The UK government has set out its intent to rebuild Britain, raise living standards, build an NHS for the future, make streets safer, give children the best start in life and secure home-grown energy. The Planning and Infrastructure Bill 2024-25 aims to accelerate housing and infrastructure development by streamlining the planning process.
How can the Wellbeing of Future Generations (Wales) Act 2015 (the Act) help achieve this growth and support the UK government’s ambitions?
The Act placed the sustainable development principle into law to make it a central organising principle of government and public bodies across Wales. It is about improving the social, economic, environmental and cultural wellbeing of Wales and it requires the long-term impact of decisions and trade-offs to be understood. This pioneering vision for Wales is expressed as seven ‘Wellbeing Goals’ (based on the United Nations Sustainable Development Goals) and five ‘Ways of Working’ (Thinking for the long-term, Prevention, Integration, Collaboration and Involvement). These are principles that must be demonstrated in decision making.

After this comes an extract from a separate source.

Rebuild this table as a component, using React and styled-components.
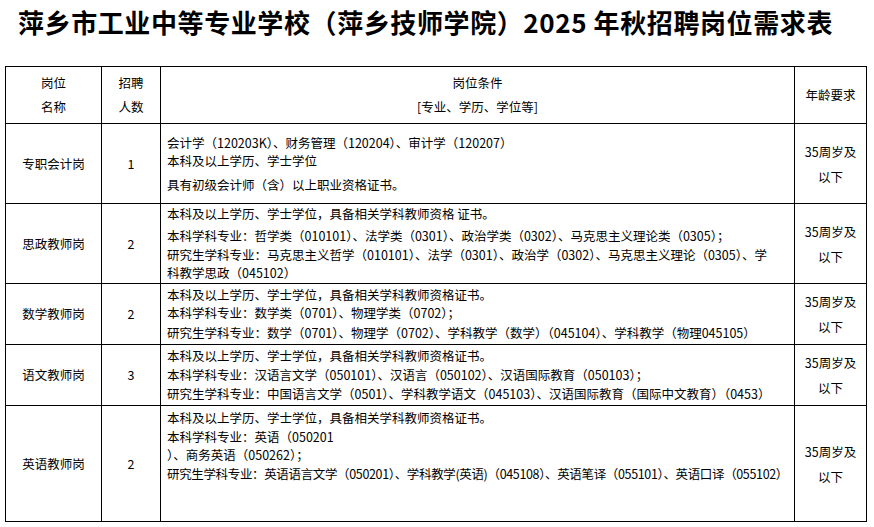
import styled, { createGlobalStyle } from 'styled-components'

const GlobalStyle = createGlobalStyle`
  html, body {
    margin: 0;
    padding: 0;
    background: #fff;
  }
  body {
    font-family: "Noto Sans CJK SC", "Noto Sans", sans-serif;
    color: #000;
  }
`

const Page = styled.div`
  width: 874px;
  height: 527px;
  box-sizing: border-box;
  padding: 0 8px 0 5px;
  overflow: hidden;
`

const Title = styled.h1`
  margin: 0;
  padding: 5px 20px 0 0;
  height: 66px;
  box-sizing: border-box;
  text-align: center;
  font-size: 26px;
  line-height: 34px;
  font-weight: 700;
  letter-spacing: 0.6px;
  white-space: nowrap;
`

const Table = styled.table`
  width: 861px;
  border-collapse: collapse;
  table-layout: fixed;
  font-size: 12.5px;
`

const Row = styled.tr`
  height: ${(p) => p.h}px;
`

const Cell = styled.td`
  border: 1px solid #000;
  padding: 0;
  text-align: center;
  vertical-align: middle;
  line-height: ${(p) => p.lh || 18}px;
`

const CondCell = styled.td`
  border: 1px solid #000;
  padding: ${(p) => (p.top ? '3px 0 0 6px' : '0 0 0 6px')};
  text-align: left;
  vertical-align: ${(p) => (p.top ? 'top' : 'middle')};
`

const Line = styled.div`
  line-height: 18px;
  white-space: nowrap;
  margin-top: ${(p) => p.gap || 0}px;
  letter-spacing: ${(p) => (p.tight ? '-0.35px' : '0')};
`

const rows = [
  {
    name: '专职会计岗',
    count: '1',
    h: 80,
    lines: [
      { t: '会计学（120203K）、财务管理（120204）、审计学（120207）' },
      { t: '本科及以上学历、学士学位' },
      { t: '具有初级会计师（含）以上职业资格证书。', gap: 6 },
    ],
  },
  {
    name: '思政教师岗',
    count: '2',
    h: 80,
    lines: [
      { t: '本科及以上学历、学士学位，具备相关学科教师资格 证书。' },
      { t: '本科学科专业：哲学类（010101）、法学类（0301）、政治学类（0302）、马克思主义理论类（0305）；', gap: 4 },
      { t: '研究生学科专业：马克思主义哲学（010101）、法学（0301）、政治学（0302）、马克思主义理论（0305）、学', gap: 1 },
      { t: '科教学思政（045102）' },
    ],
  },
  {
    name: '数学教师岗',
    count: '2',
    h: 61,
    lines: [
      { t: '本科及以上学历、学士学位，具备相关学科教师资格证书。' },
      { t: '本科学科专业：数学类（0701）、物理学类（0702）；' },
      { t: '研究生学科专业：数学（0701）、物理学（0702）、学科教学（数学）（045104）、学科教学（物理045105）', gap: 2 },
    ],
  },
  {
    name: '语文教师岗',
    count: '3',
    h: 61,
    lines: [
      { t: '本科及以上学历、学士学位，具备相关学科教师资格证书。' },
      { t: '本科学科专业：汉语言文学（050101）、汉语言（050102）、汉语国际教育（050103）；', gap: 1 },
      { t: '研究生学科专业：中国语言文学（0501）、学科教学语文（045103）、汉语国际教育（国际中文教育）（0453）', gap: 1 },
    ],
  },
  {
    name: '英语教师岗',
    count: '2',
    h: 116,
    top: true,
    lines: [
      { t: '本科及以上学历、学士学位，具备相关学科教师资格证书。' },
      { t: '本科学科专业：英语（050201', gap: 1 },
      { t: '）、商务英语（050262）；' },
      { t: '研究生学科专业：英语语言文学（050201）、学科教学(英语)（045108）、英语笔译（055101）、英语口译（055102）', gap: 1, tight: true },
    ],
  },
]

export default function App() {
  return (
    <>
      <GlobalStyle />
      <Page>
        <Title>萍乡市工业中等专业学校（萍乡技师学院）2025 年秋招聘岗位需求表</Title>
        <Table>
          <colgroup>
            <col style={{ width: 96 }} />
            <col style={{ width: 59 }} />
            <col style={{ width: 634 }} />
            <col style={{ width: 72 }} />
          </colgroup>
          <tbody>
            <Row h={57}>
              <Cell lh={24}>
                岗位
                <br />
                名称
              </Cell>
              <Cell lh={24}>
                招聘
                <br />
                人数
              </Cell>
              <Cell lh={24}>
                岗位条件
                <br />
                [专业、学历、学位等]
              </Cell>
              <Cell>年龄要求</Cell>
            </Row>
            {rows.map((r) => (
              <Row key={r.name} h={r.h}>
                <Cell>{r.name}</Cell>
                <Cell>{r.count}</Cell>
                <CondCell top={r.top}>
                  {r.lines.map((l, i) => (
                    <Line key={i} gap={l.gap} tight={l.tight}>
                      {l.t}
                    </Line>
                  ))}
                </CondCell>
                <Cell lh={25}>
                  35周岁及
                  <br />
                  以下
                </Cell>
              </Row>
            ))}
          </tbody>
        </Table>
      </Page>
    </>
  )
}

The Planning, Environment and Historic Environment Acts embed the Future Generations Act’s sustainability principles and provide clarity on how to apply them.
There are three key insights we can take from the Act and its supporting framework:
Sustainability
Sustainability is not a barrier to decision-making. In Wales, the principle is imbedded across the full legislative framework and is the basis for decision-making within all areas of government and public bodies. It is a way of thinking, not a barrier to overcome.
Trade-offs and transparency
Sustainability requires a multi-capital approach. Social, environmental and cultural outcomes are to be explicitly considered alongside economic development. Thus, the trade-offs from every decision are fully transparent. This supports a more coherent process that communities can contribute to and for which decision makers are held accountable.
Planning for clarity and certainty
Planning for the long term should not be confused with a lack of agility or speed. Having a strategic spatial plan with clear policies and principles for achieving it provides clarity, which improves certainty for the developer and investor, who are primarily interested in economic outcomes. It also gives communities, statutory consultees and planning authorities certainty that wider wellbeing, social and environmental interests are being given due consideration.
For example, Future Wales: The National Plan 2040 sets out the Welsh government’s national framework for planning over the next two decades. Its spatial plan and policies provide intent. Policies for Shaping Urban Growth and Regeneration – Strategic Placemaking and Resilient Ecological Networks and Green Infrastructure are two examples of where planning for people, place and nature are positioned alongside planning for renewable energy, electricity and transport infrastructure.
The landscape profession
The Five Ways of Working will be familiar to landscape professionals. The very nature of our work requires us to think in different time and spatial scales to many other professions. We work with others by choice and necessity, our projects integrating multiple objectives. Through the rigour in contextual analysis, spatial planning, design, technical skills and clear articulation, we present a vision and carve a place in development for people and nature. Our customers comprise not only the client employing us, but also the current and future generations that will benefit from the environments we have a hand in shaping.
Conclusions
The Wellbeing of Future Generations (Wales) Act 2015 and supporting Acts required considerable dedication and time to come to fruition. What can the UK government’s growth agenda learn from it?
With foresight, intent and clarity, sustainability is not a barrier to decision-making or speed of delivery. Pre-emptive work is, however, necessary. Contextual analysis leads to optimising choices about location, scale and spatial form of development. Site planning and design principles then create places that realise the wellbeing of future generations.
The Five Ways of Working provide a useful framework within which to develop and test policies, projects and plans for sustainability.
Trade-offs will happen. We know that without timely input and advocacy the opportunities to create places that serve both current and future generations can be weakened or missed. The profession needs to be prepared in its positioning, skills and team building. Through masterplanning solutions we can meet the developer’s, local community’s and planning authority’s aspirations.
Finaly, growth is more than about gross domestic product. Growth is about ensuring that development and the wellbeing of current and future generations are inseparable goals.